Each type of minion - ATTACK, RANGED_ATTACK, and HEAL - will have a different positioning tactic in the fight.

ATTACK will try to move between the enemy and our flag. When pathing, it will prefer squares with more healing and less incoming damage.

RANGED_ATTACK will try to stay at a range of three squares from the enemy, kiting (moving away) if they get too close.

HEAL will try to move close to minions that need healing, preferring squares with less incoming damage.

Each of these tactics will have its own cost matrix. This also means that our shove logic needs to take each minion’s cost matrix into account. We’re already caching this as part of the moveGoal, if a custom cost matrix is provided, so it’s easy to adjust our shove square scoring algorithm to refer to the minion’s cost matrix.

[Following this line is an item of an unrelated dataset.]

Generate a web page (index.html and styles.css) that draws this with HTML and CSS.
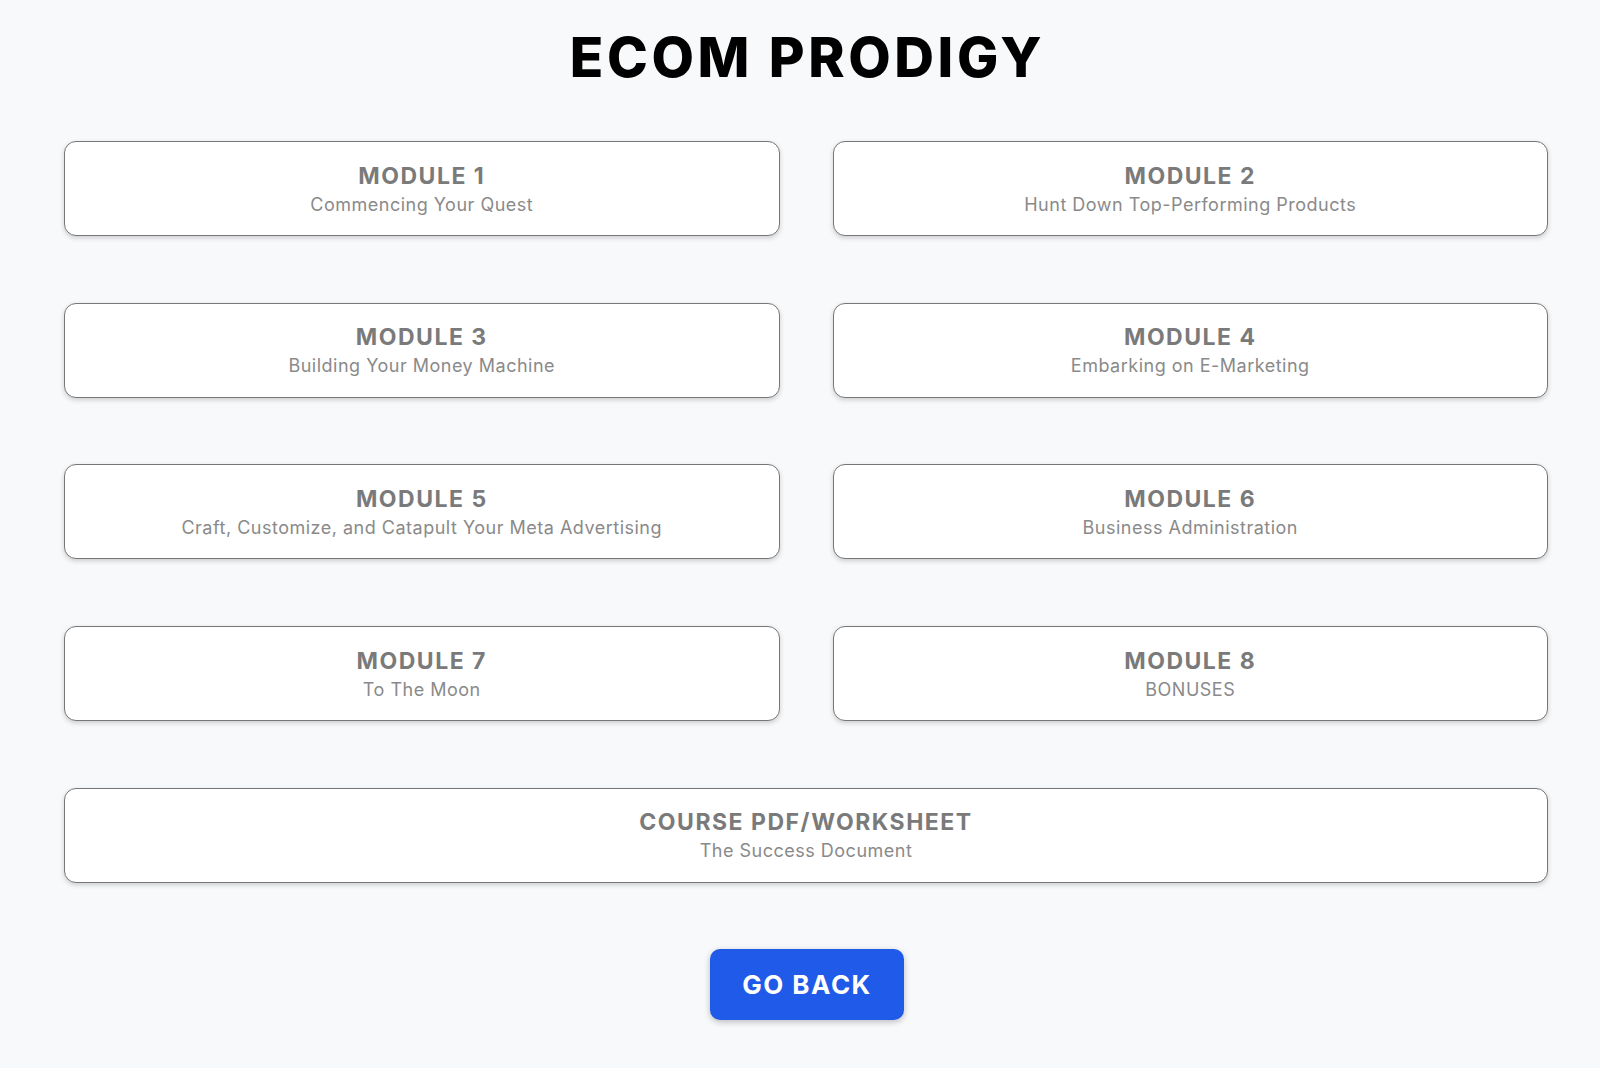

Finally, we’ll use a simple algorithm to prioritize damage: the main target will be the enemy closest to the group’s centroid. If an attacker is not in range of that enemy, it picks a secondary target - preferably one someone else is already attacking, but otherwise something close by.

Healing will be similar - for each damaged minion, we’ll allocate enough healers to bring it back up to full, moving on to the next damaged minion if we still have healers left to work with.

Conclusions

This tactical logic is fairly simple and, as I test it, I already see some room for improvements. But it’s also a significant step forward: in one test scenario, these changes took us from a complete wipe to bringing all of our minions through with no losses.

After restoring the parts-harvesting code and running a series of ranking games, we bumped up from 1800 to 1950. This is not as much of an improvement as I’d hoped, but I do see more opportunities for fine-tuning, so let’s see how far we can go!